345. Кто говорит «народ», тот поистине говорит «сумасшедший», ибо народ – это чудовище, ум которого полон вздора и заблуждений, а пустые мнения его так же далеки от истины, как далека, по Птолемею[61], Испания от Индии.


346. Естественно, я всегда желал крушения Папского государства, но по воле судьбы дважды первосвященники оказались таковы, что я был вынужден желать их величия и трудиться ради него; если бы не это, я бы возлюбил Мартина Лютера больше самого себя, ибо понадеялся бы, что его секта положит конец или по крайней мере подрежет крылья этой негодной тирании попов.
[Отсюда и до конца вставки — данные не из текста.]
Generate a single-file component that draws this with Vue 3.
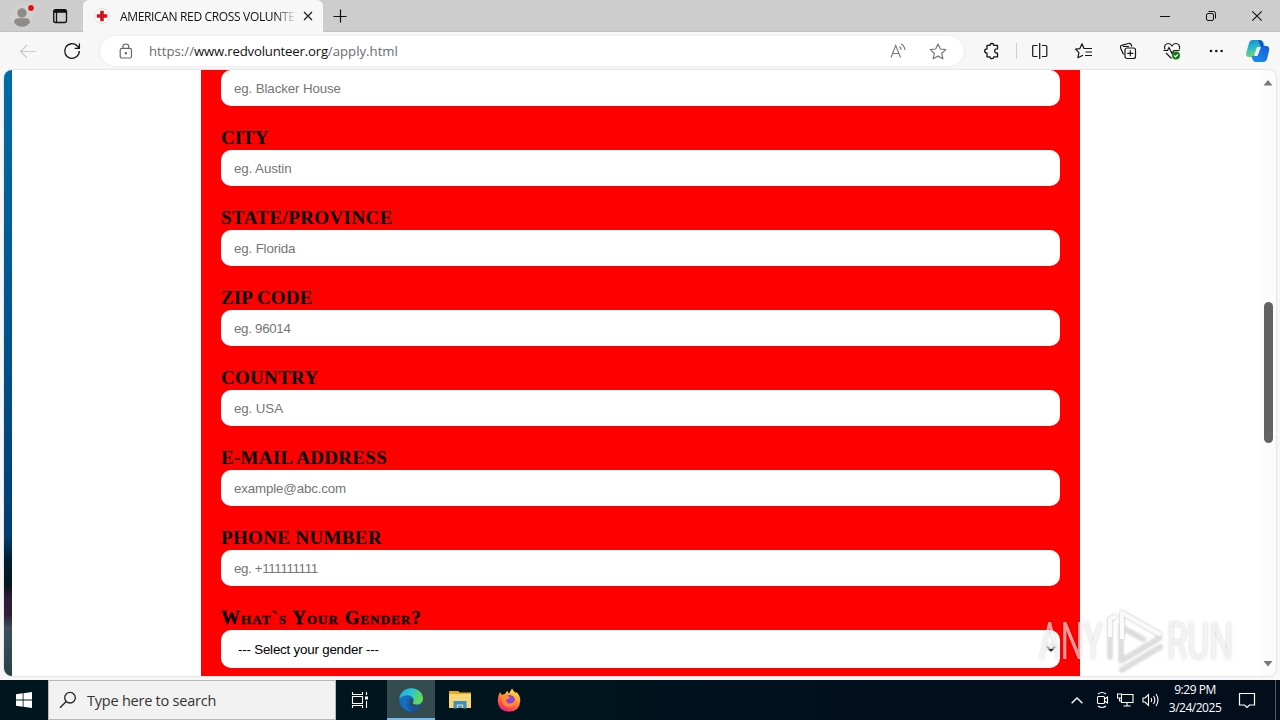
<template>
  <div class="desktop">
    <header class="tabBar">
      <div class="profile">
        <svg width="40" height="32" viewBox="0 0 40 32">
          <circle cx="22" cy="16" r="11.5" fill="#d3d1d0" />
          <circle cx="22" cy="13" r="4.7" fill="#8f8b89" />
          <path d="M14 22.500q0-4.300 4.500-4.300h7q4.500 0 4.500 4.300-3 4.200-8 4.200t-8-4.200z" fill="#8f8b89" />
          <circle cx="31" cy="8" r="3.700" fill="#e1dfde" />
          <circle cx="31" cy="8" r="2.900" fill="#e50b17" />
        </svg>
      </div>
      <div class="tabActions">
        <svg width="16" height="16" viewBox="0 0 16 16" fill="none" stroke="#111" stroke-width="1.300">
          <rect x="1.700" y="1.700" width="12.800" height="12.800" rx="2" />
          <path d="M2 3.300h12" stroke-width="3" />
          <path d="M4.500 4v10.500" />
        </svg>
      </div>
      <div class="tab">
        <svg class="favicon" width="16" height="16" viewBox="0 0 16 16">
          <circle cx="8" cy="8" r="7.400" fill="#fff" stroke="#d9d4d4" stroke-width=".8" />
          <path d="M6.200 2.800h3.600v3.400h3.500v3.600H9.800v3.500H6.200V9.800H2.800V6.200h3.400z" fill="#d9101b" />
        </svg>
        <span class="tabTitle">AMERICAN RED CROSS VOLUNTE</span>
        <svg width="10" height="10" viewBox="0 0 10 10" stroke="#222" stroke-width="1.300"><path d="M1 1l8 8M9 1L1 9" /></svg>
      </div>
      <svg class="newTab" width="14" height="14" viewBox="0 0 14 14" stroke="#111" stroke-width="1.200"><path d="M.5 7.500h13M7.500.500v13" /></svg>
      <div class="windowButtons">
        <svg width="46" height="32" viewBox="0 0 46 32" stroke="#111"><path d="M18 16.500h10" /></svg>
        <svg width="46" height="32" viewBox="0 0 46 32" fill="none" stroke="#111">
          <rect x="18.500" y="13.500" width="7" height="7" rx="1.500" />
          <path d="M20.500 11.500h5q2 0 2 2v5" />
        </svg>
        <svg width="46" height="32" viewBox="0 0 46 32" stroke="#111" stroke-width="1.100"><path d="M18.300 11.300l9.400 9.400M27.700 11.300l-9.400 9.400" /></svg>
      </div>
    </header>

    <nav class="toolbar">
      <svg class="back" width="18" height="16" viewBox="0 0 18 16" fill="none" stroke="#c9c9c9" stroke-width="1.200"><path d="M17 8.500H1.500M8 2L1.500 8.500 8 15" /></svg>
      <svg class="reload" width="18" height="18" viewBox="0 0 18 18" fill="none" stroke="#161616" stroke-width="1.300"><path d="M16.300 9a7.300 7.300 0 1 1-2-5l2 2.200M16.400 1.500v4.800h-4.800" /></svg>
      <div class="addressBar">
        <svg width="14" height="16" viewBox="0 0 14 16" fill="none" stroke="#666" stroke-width="1.200">
          <rect x="1.200" y="5.300" width="11.300" height="9.700" rx="1.800" />
          <path d="M4 5V3.300q0-2.300 2.850-2.300T9.700 3.300V5" />
          <circle cx="6.900" cy="10.200" r=".6" fill="#666" />
        </svg>
        <p class="url"><span class="urlScheme">https://</span><span class="urlHost">www.redvolunteer.org</span><span class="urlPath">/apply.html</span></p>
        <svg class="readAloud" width="17" height="16" viewBox="0 0 17 16" fill="none" stroke="#777" stroke-width="1.100"><path d="M1 14.500L5.700 2.500l4.900 12M2.600 10.500H9M9.500 3.500q1.600 1.300 1.700 3.500M11 .8q3.500 2 4 6.200" /></svg>
        <svg width="18" height="17" viewBox="0 0 18 17" fill="none" stroke="#777" stroke-width="1.200" stroke-linejoin="round"><path d="M9 1l2.300 5 5.500.6-4.100 3.700 1.200 5.500L9 13.100l-4.900 2.700 1.200-5.500L1.200 6.600 6.700 6z" /></svg>
      </div>
      <div class="tools">
        <svg width="18" height="18" viewBox="0 0 18 18" fill="none" stroke="#151515" stroke-width="1.300" stroke-linejoin="round"><path d="M4 3.300h3q0-1.800 1.900-1.800t1.900 1.800h3.700v3.600c-2-.3-2.800.8-2.800 2.100s.8 2.300 2.800 2.100v3.800h-3.700q0 1.700-1.900 1.700T7 14.900H4v-3.800Q1.700 11 1.700 9T4 6.900z" /></svg>
        <i class="divider"></i>
        <svg width="18" height="18" viewBox="0 0 18 18" fill="none" stroke="#151515" stroke-width="1.200"><path d="M6.500 3.500H2.700q-1 0-1 1v9q0 1 1 1h3.800M11 3.500h3.800q1 0 1 1v9q0 1-1 1H11M8.700 1v16" /></svg>
        <svg width="18" height="18" viewBox="0 0 18 18" fill="none" stroke="#151515" stroke-width="1.200" stroke-linejoin="round"><path d="M9.800 6.500H9L7 1.800 4.900 6.600l-4.300.6 3.300 3.500-1 5L8 13.200M9.500 6.500H17M10.500 10H17M10 13.500h7" /></svg>
        <svg width="18" height="18" viewBox="0 0 18 18" fill="none" stroke="#151515" stroke-width="1.200">
          <path d="M4.500 12.500L1.800 6.500q-1-2.500 1-3.200L9.500 1.500q2-.6 2.700 1.200l.6 1.800M4 4.500h6" />
          <rect x="6" y="6" width="10.500" height="10.500" rx="2" fill="#f7f7f7" />
          <path d="M11.300 8.300v6M8.300 11.300h6" />
        </svg>
        <svg width="19" height="18" viewBox="0 0 19 18" fill="none" stroke="#151515" stroke-width="1.200">
          <path d="M2 7.500C.5 3.500 3 1.500 5.300 1.500 7.500 1.500 8.800 3.500 9 3.800c.2-.3 1.500-2.300 3.700-2.300 2.800 0 5 2.600 3.600 6M.5 8.500h4l1.500-3 3 6 1.800-3h5.700M3 11l5.500 5.500" />
          <circle cx="13" cy="13.500" r="4" fill="#147a1b" stroke="none" />
          <path d="M11.200 13.500l1.300 1.300 2.400-2.500" stroke="#fff" />
        </svg>
        <svg width="18" height="18" viewBox="0 0 18 18" fill="#151515"><circle cx="3" cy="9" r="1.300" /><circle cx="8.300" cy="9" r="1.300" /><circle cx="13.600" cy="9" r="1.300" /></svg>
      </div>
      <svg class="copilot" width="26" height="24" viewBox="0 0 26 24">
        <defs>
          <linearGradient id="copilotLeft" x1="0" y1="0" x2=".3" y2="1"><stop offset="0" stop-color="#1287d5" /><stop offset=".5" stop-color="#25b9cf" /><stop offset="1" stop-color="#80d75e" /></linearGradient>
          <linearGradient id="copilotRight" x1="0" y1="1" x2="1" y2="0"><stop offset="0" stop-color="#1a93f2" /><stop offset="1" stop-color="#155bd4" /></linearGradient>
        </defs>
        <path d="M7 1h8q3 0 4 4l1 3h-4q-3 0-4 4l-1.500 4q-1 2-3.500 2H4q-4 0-2.500-5L4 4q1-3 3-3z" fill="url(#copilotLeft)" />
        <path d="M19 7h2q4 0 3 5l-2 8q-1 3-4 3h-7q-3 0-4-4l-.5-2Q9.500 17.500 11 14l2-5q1-2 6-2z" fill="url(#copilotRight)" />
        <path d="M12 8h4l-3.500 9H9z" fill="#eefaff" />
        <path d="M13 1q4 0 5 4l.7 2.500L16 8l-2-5q-.5-1.500-1-2z" fill="#164bbb" />
      </svg>
    </nav>

    <main class="viewport">
      <div class="pageEdge"></div>
      <form class="applyForm">
        <div class="field" v-for="field in fields" :key="field.placeholder">
          <label v-if="field.label" :style="{ letterSpacing: field.spacing + 'px' }">{{ field.label }}</label>
          <input type="text" :placeholder="field.placeholder" :style="{ letterSpacing: field.hintSpacing + 'px' }" />
        </div>
        <div class="field">
          <label class="smallCaps">What`s Your Gender?</label>
          <div class="select">
            <span>--- Select your gender ---</span>
            <svg width="10" height="8" viewBox="0 0 10 8" fill="none" stroke="#333" stroke-width="2"><path d="M1 1.500l4 4 4-4" /></svg>
          </div>
        </div>
      </form>
      <div class="scrollbar">
        <svg width="10" height="6" viewBox="0 0 10 6" fill="#777"><path d="M5 0l4.500 5.500h-9z" /></svg>
        <i class="thumb"></i>
        <svg width="10" height="6" viewBox="0 0 10 6" fill="#777"><path d="M5 5.500L.5 0h9z" /></svg>
      </div>
    </main>

    <footer class="taskbar">
      <div class="start">
        <svg width="16" height="16" viewBox="0 0 16 16" fill="#fff"><path d="M0 2.200l6.700-.9v6.300H0zM7.500 1.200L16 0v7.600H7.500zM0 8.400h6.700v6.300L0 13.800zM7.500 8.400H16V16l-8.500-1.200z" /></svg>
      </div>
      <div class="search">
        <svg width="18" height="18" viewBox="0 0 18 18" fill="none" stroke="#222" stroke-width="1.300"><circle cx="11" cy="6.700" r="5.300" /><path d="M7.200 10.500L1 16.800" /></svg>
        <span>Type here to search</span>
      </div>
      <div class="taskItem">
        <svg width="18" height="18" viewBox="0 0 18 18" fill="none" stroke="#fff" stroke-width="1.100"><path d="M1.500 1v2.500h10V1M1.500 17v-2.500h10V17M1.500 5.500h10v7h-10zM15.500 1v3M15.500 10v7" /><path d="M14 5.500h3v3h-3z" fill="#fff" stroke="none" /></svg>
      </div>
      <div class="taskItem active">
        <svg width="24" height="24" viewBox="0 0 24 24">
          <defs>
            <linearGradient id="edgeTop" x1="0" y1="0" x2="1" y2=".4"><stop offset="0" stop-color="#25a5df" /><stop offset=".5" stop-color="#2bc5d2" /><stop offset="1" stop-color="#66d956" /></linearGradient>
            <linearGradient id="edgeBody" x1="0" y1="0" x2=".6" y2="1"><stop offset="0" stop-color="#1584d5" /><stop offset="1" stop-color="#1450a0" /></linearGradient>
          </defs>
          <circle cx="12" cy="12" r="11.700" fill="url(#edgeBody)" />
          <path d="M.4 11C1 4.500 6 .3 12 .3 19 .3 24 5 24 10.500c0 4-3 6-6.500 6-2.500 0-4-1-3.500-2 1.500-2 .8-5.500-3-6.800C7 6.500 2.500 8 .4 11z" fill="url(#edgeTop)" />
          <path d="M10.500 8.500C5 10 5.500 20 13 23.500 8 24 3.500 20 3.500 15c0-4 3-7 7-6.500z" fill="#1b6fc0" />
          <path d="M13.500 14.500c0 3 4 4.500 9.300 2.200.5 0 .7.300.4.700l1 2-1.200-2.200C20 19.500 15 20 12.500 18c-3-3-2.500-6.500 0-7.500 1.500 1 1.800 2.500 1 4z" fill="#344b50" />
        </svg>
      </div>
      <div class="taskItem">
        <svg width="22" height="20" viewBox="0 0 22 20">
          <path d="M0 1h9l2 1.500h11V18H0z" fill="#e9a92b" />
          <path d="M0 4h22v14H0z" fill="#f8d672" />
          <path d="M4.500 11h13v7.500h-3.300v-4H7.800v4H4.500z" fill="#3a8fcf" />
          <path d="M9 15.500h4v2.500H9z" fill="#4d9fd8" />
        </svg>
      </div>
      <div class="taskItem">
        <svg width="24" height="24" viewBox="0 0 24 24">
          <defs><linearGradient id="fox" x1=".8" y1="0" x2=".3" y2="1"><stop offset="0" stop-color="#fff04a" /><stop offset=".45" stop-color="#ff9527" /><stop offset=".8" stop-color="#ff4055" /><stop offset="1" stop-color="#e5208a" /></linearGradient></defs>
          <path d="M3 4l2 3q1.500-1 3-1Q9 3.500 11 3q-.2 2 1 2.500L15 .5q1.500 3 4 4.500l.5-1Q23.500 8 23.300 13 22.500 23.500 12 23.700 1 23 .7 13 .7 8 3 4z" fill="url(#fox)" />
          <circle cx="12.500" cy="12.500" r="5.600" fill="#8645dd" />
          <path d="M5 8.500q3-2 6-.5l2 1.500q-.5 1.500-3 1.800-2 1.500.5 3.700Q15 17 18 12q1 6-5 7-7 0-8-6z" fill="#ff8b2a" />
        </svg>
      </div>
      <div class="tray">
        <svg width="12" height="7" viewBox="0 0 12 7" fill="none" stroke="#fff" stroke-width="1.300"><path d="M.6 6.300L6 1l5.400 5.300" /></svg>
        <svg width="14" height="18" viewBox="0 0 14 18" fill="none" stroke="#fff" stroke-width="1.100"><rect x="2.500" y="5.500" width="7" height="7" rx="1" /><path d="M9.500 8l3-2v6l-3-2M3 3q4-3 8 0M3 15q4 3 8 0" /></svg>
        <svg width="17" height="14" viewBox="0 0 17 14" fill="none" stroke="#fff" stroke-width="1.100"><path d="M5 1.500h11v8H4.500V5.500M10 9.500v3M6.500 13h7M.5 1h4v4h-4zM2.500 5v3h2" /></svg>
        <svg width="18" height="14" viewBox="0 0 18 14" fill="none" stroke="#fff" stroke-width="1.100"><path d="M1 5h2l3.500-3.500v11L3 9H1zM9 5q1.300 2 0 4M11.500 3q2.700 4 0 8M14 1q4 6 0 12" /></svg>
      </div>
      <div class="clock">
        <span>9:29 PM</span>
        <span class="date">3/24/2025</span>
      </div>
      <svg class="notify" width="18" height="18" viewBox="0 0 18 18" fill="none" stroke="#fff" stroke-width="1.200"><path d="M1.500 2.500h15v11.500h-5L9 16.500 6.500 14h-5z" /></svg>
      <i class="showDesktop"></i>
    </footer>

    <svg class="watermark" width="220" height="72" viewBox="0 0 220 72">
      <g class="markText">
        <text x="4" y="52" textLength="64" lengthAdjust="spacingAndGlyphs">ANY</text>
        <text x="132" y="52" textLength="66" lengthAdjust="spacingAndGlyphs">RUN</text>
      </g>
      <g class="markLogo">
        <path class="markShade" d="M86 18v36l40-24M86 20l24 13" />
        <path class="markShade" d="M85 64l42-25M75 28v24" />
        <path d="M87 32V6l39 22M75 30V12l6-3" />
      </g>
    </svg>
  </div>
</template>

<script setup>
import { ref } from 'vue';

const fields = ref([
  { label: '', placeholder: 'eg. Blacker House', spacing: 0, hintSpacing: -0.12 },
  { label: 'CITY', placeholder: 'eg. Austin', spacing: 0, hintSpacing: -0.1 },
  { label: 'STATE/PROVINCE', placeholder: 'eg. Florida', spacing: 0.4, hintSpacing: -0.15 },
  { label: 'ZIP CODE', placeholder: 'eg. 96014', spacing: 0.15, hintSpacing: -0.3 },
  { label: 'COUNTRY', placeholder: 'eg. USA', spacing: 0.3, hintSpacing: -0.1 },
  { label: 'E-MAIL ADDRESS', placeholder: 'example@abc.com', spacing: 0.28, hintSpacing: -0.16 },
  { label: 'PHONE NUMBER', placeholder: 'eg. +111111111', spacing: 0.35, hintSpacing: -0.36 },
]);
</script>

<style>
  body {
    margin: 0;
    overflow: hidden;
  }
</style>

<style scoped>
  .desktop {
    position: relative;
    width: 1280px;
    height: 720px;
    display: flex;
    flex-direction: column;
    background: #f7f7f7;
    font-family: "Open Sans", "Noto Sans", sans-serif;
    overflow: hidden;
  }

  svg {
    display: block;
    flex: none;
  }

  .tabBar {
    height: 32px;
    flex: none;
    display: flex;
    align-items: center;
    background: #cdcdcd;
    box-shadow: inset 0 -1px #c2c2c2;
  }

  .profile {
    width: 52px;
  }

  .tabActions {
    width: 31px;
  }

  .tab {
    width: 240px;
    height: 32px;
    box-sizing: border-box;
    padding: 0 11px;
    display: flex;
    align-items: center;
    background: #f7f7f7;
    border-radius: 6px 6px 0 0;
  }

  .tabTitle {
    width: 175px;
    margin: 0 8px 0 10px;
    font-size: 12px;
    letter-spacing: -0.34px;
    white-space: nowrap;
    color: #111;
    -webkit-mask-image: linear-gradient(90deg, #000 155px, transparent 176px);
    mask-image: linear-gradient(90deg, #000 155px, transparent 176px);
  }

  .newTab {
    margin-left: 10px;
  }

  .windowButtons {
    display: flex;
    margin-left: auto;
  }

  .toolbar {
    height: 38px;
    flex: none;
    display: flex;
    align-items: center;
  }

  .back {
    margin-left: 19px;
  }

  .reload {
    margin: 0 19px 0 26px;
  }

  .addressBar {
    width: 864px;
    height: 30px;
    box-sizing: border-box;
    padding: 0 17px 0 19px;
    display: flex;
    align-items: center;
    border-radius: 15px;
    background: #fff;
    box-shadow: 0 0 2px #ddd;
  }

  .url {
    flex: 1;
    margin: 0 0 0 16px;
    font-size: 13.2px;
    line-height: 20px;
    color: #6b6b6b;
    white-space: nowrap;
  }

  .urlHost {
    color: #111;
    letter-spacing: -0.2px;
  }

  .readAloud {
    margin-right: 22px;
  }

  .tools {
    display: flex;
    align-items: center;
    margin-left: 19px;
  }

  .tools > svg {
    margin-right: 26px;
  }

  .tools > svg:first-child {
    margin-right: 15px;
  }

  .divider {
    width: 1px;
    height: 16px;
    margin-right: 14px;
    background: #cfcfcf;
  }

  .copilot {
    margin-left: -7px;
  }

  .viewport {
    width: 1272px;
    height: 606px;
    flex: none;
    margin-left: 4px;
    display: flex;
    background: #fff;
    border-radius: 8px;
    box-shadow: 0 0 2px #bbb;
    overflow: hidden;
  }

  .pageEdge {
    width: 8px;
    background: linear-gradient(#006ba8 0%, #00619b 20%, #004f88 50%, #00417a 70%, #003c70 77%, #001d33 81%, #04151f 85%, #2c1b36 87%, #301f38 90%, #3a4e5b 92%, #2b3f4b 100%);
  }

  .applyForm {
    width: 879px;
    box-sizing: border-box;
    margin: 0 0 0 189px;
    padding: 0 20px;
    background: #f00;
  }

  .field {
    display: flex;
    flex-direction: column;
    margin-bottom: 20px;
  }

  .field label {
    height: 24px;
    font: bold 19px/24px "Liberation Serif", serif;
    color: #000;
    white-space: nowrap;
  }

  .field label.smallCaps {
    font-variant: small-caps;
    letter-spacing: 1.05px;
    -webkit-text-stroke: 0.3px #000;
  }

  .field input {
    height: 36px;
    box-sizing: border-box;
    border: 0;
    border-radius: 10px;
    padding: 1px 13px;
    background: #fff;
    outline: 0;
    font: 13.333px "Liberation Sans", sans-serif;
  }

  .field input::placeholder {
    color: #757575;
  }

  .select {
    height: 38px;
    box-sizing: border-box;
    border-radius: 10px;
    padding: 0 4px 0 17px;
    display: flex;
    align-items: center;
    justify-content: space-between;
    background: #fff;
    font: 13.333px "Liberation Sans", sans-serif;
    letter-spacing: -0.2px;
    color: #000;
  }

  .scrollbar {
    width: 16px;
    margin-left: auto;
    padding: 10px 0;
    box-sizing: border-box;
    display: flex;
    flex-direction: column;
    align-items: center;
    background: #fcfcfc;
  }

  .thumb {
    width: 9px;
    height: 141px;
    margin: 216px 0 218px;
    border-radius: 5px;
    background: #636363;
    flex: none;
  }

  .taskbar {
    height: 40px;
    flex: none;
    margin-top: 4px;
    display: flex;
    align-items: center;
    background: linear-gradient(90deg, #00161f 0%, #00151e 45%, #020f1e 70%, #030d1c 100%);
    color: #fff;
  }

  .start {
    width: 48px;
    display: flex;
    justify-content: center;
  }

  .search {
    width: 288px;
    height: 40px;
    box-sizing: border-box;
    border: 1px solid #b9b9b9;
    padding-left: 10px;
    display: flex;
    align-items: center;
    background: #f2f2f2;
    color: #333;
    font-size: 14.5px;
  }

  .search span {
    margin-left: 10px;
    letter-spacing: -0.23px;
    white-space: nowrap;
  }

  .taskItem {
    width: 48px;
    height: 40px;
    margin-right: 1px;
    padding-bottom: 1px;
    box-sizing: border-box;
    display: flex;
    align-items: center;
    justify-content: center;
  }

  .taskItem:nth-child(3) {
    margin-right: 3px;
  }

  .taskItem.active {
    background: #344b50;
    box-shadow: inset 0 -2px #76b9ed;
  }

  .tray {
    display: flex;
    align-items: center;
    gap: 8px;
    margin-left: auto;
  }

  .tray svg:first-child {
    margin-right: 4px;
  }

  .clock {
    width: 52px;
    margin: -2px 17px 0 9px;
    display: flex;
    flex-direction: column;
    align-items: center;
    font-size: 12px;
    line-height: 18px;
    letter-spacing: -0.48px;
    white-space: nowrap;
  }

  .showDesktop {
    width: 4px;
    height: 40px;
    margin-left: 19px;
    border-left: 1px solid #4d5963;
  }

  .watermark {
    position: absolute;
    left: 1035px;
    top: 607px;
    pointer-events: none;
    filter: drop-shadow(0 0 1.500px rgba(0, 0, 0, 0.3));
  }

  .markText {
    font: 400 52px Roboto, sans-serif;
    fill: rgba(255, 255, 255, 0.6);
  }

  .markLogo {
    fill: none;
    stroke: rgba(255, 255, 255, 0.9);
    stroke-width: 4px;
    stroke-linejoin: round;
  }

  .markShade {
    stroke: rgba(225, 225, 225, 0.8);
  }
</style>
347. Есть разница – быть храбрым или не бежать от опасности во имя чести. В обоих случаях человек понимает опасность, но в одном он верит, что с ней справится, – не будь этой веры, он бы не рисковал, – а в другом – боится, может быть, больше, чем следует, но держится крепко, и не потому, что свободен от страха, а потому, что готов скорее перенести несчастье, чем позор.


348. В нашем городе обычно случается так, что человек, который был главным пособником того, кто захватил власть, быстро становится ему врагом. Причина, говорят, в том, что поскольку такие люди обычно имеют достоинства, умны и, может быть, беспокойны, то властитель проникается к ним подозрением. Можно прибавить к этому и другую причину: считая, что их заслуги велики, эти люди часто хотят большего, чем им следует, а когда не получают желаемого, то негодуют; отсюда возникают взаимная вражда и подозрительность.


349. И так же происходит, когда человек, помогший другому подняться высоко или бывший причиной его возвышения, вздумает потом руководить им: он уничтожает этим оказанную услугу, так как хочет сам пользоваться властью, которая его же усилиями вручена другому; если тот не стерпит, то будет прав, и нельзя его назвать неблагодарным.